Tuesday, May 16, 2006

Weird IDE hard drive behavior

Last June I wrote about some puzzling experiences with some IDE drives. It was just plain weird. Every drive I tried worked fine when hooked up directly to the motheboard or PCI card IDE slots -- but behavior inside a Vantec enclosure or a Firewire enclosure was much less predictable. I ended up leaving the 200GB Maxtor Diamondmax in my IDE tower and putting the Seagate Barracuda (the best of the drives) in the firewire case.

Yesterday was phase II. I'd outgrown the Vantec removeable enclosures I used for backup and I'd bought two of the lovely Venus USB enclosures I so like. Imagine my surprise when the Maxtor failed during backup, making the same clunky sounds as it had in the Vantec! It then failed during a repartitioning and reformatting (NTFS).

I moved it to a Mac in the same enclosure and ran some intensive workouts there. It never had a problem, swallowing GBs of data. Then I moved it back to XP but plugged it into an old and reliable Orange Micro USB/Firewire card. It reformatted, did a backup, absorbed 100s of GB of data -- no problems.

Weird. I have to guess there's some stable defect in this drive that makes it very sensitive to timing issues of some sort. I'm using it for backup for now, but I'll probably replace it with something I trust more. (I'll update this post with the make of the drive I use at the office -- that one has performed flawlessly in the Venus enclosure.)

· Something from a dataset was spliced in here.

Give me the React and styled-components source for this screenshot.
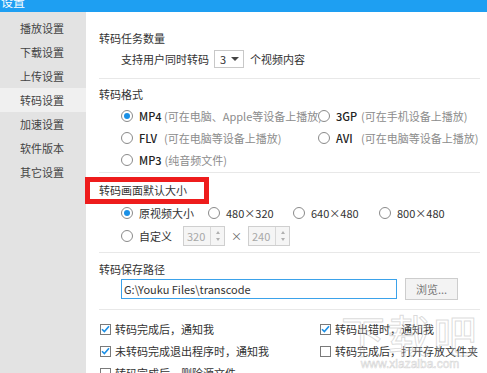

IDE drives can be weird when you put them in enclosures. Seagate's done better than Maxtor or WD in my limited trials.

Update 4/17: The Maxtor is definitely flaky. Retrospect Pro, an evil product, breaks it. It goes into some eternal seek mode where it's very busy, but accomplishing nothing. A good lesson in the costs and complexities of flaky hardware. Consumer drives are dirt cheap, but their odd failure modes may be very expensive. Unfortunately I don't think there's a "quality option" available for a consumer buyer at any reasonable price. Nonetheless, I've had better luck lately with Seagate and I'll try them again.

Update 4/17: Ouch. NewEgg's reviewers had very poor ratings for Seagate, and WD isn't so sweet either. I guess there really aren't any good options. I may go for a larger capacity drive on the theory that they might still be competing a bit on quality. Or just give up and figure it's just another example of living in the age where everything is disposable -- except time. (My theory is that we're actually experiencing a LOT of inflation in our economy, but it's hidden by shifting costs to consumers and buy shedding quality. In terms of value delivered per dollar spent, however, I think we're in 1970s style inflation -- only now it's occult.)

Update 5/27: I ended up going through Amazon's reviews. They gave the best sample of feedback, including longer use feedback. Based on that, and a guess that a newer drive would be quieter, cooler and more reliable, I opted for the Western Digital 320GB ATA IDE drive for about $150. So far, so good -- after one week of heavy use. The Seagate drives had awful rating, even though only Seagate seems to "sleep" properly in on of my external enclosures. Maxtor was pretty good, but of course I didn't want another Maxtor. The WD 320 did relatively well with a good number of comments. None did terrific. I notice Apple used Matsushita in my iMac.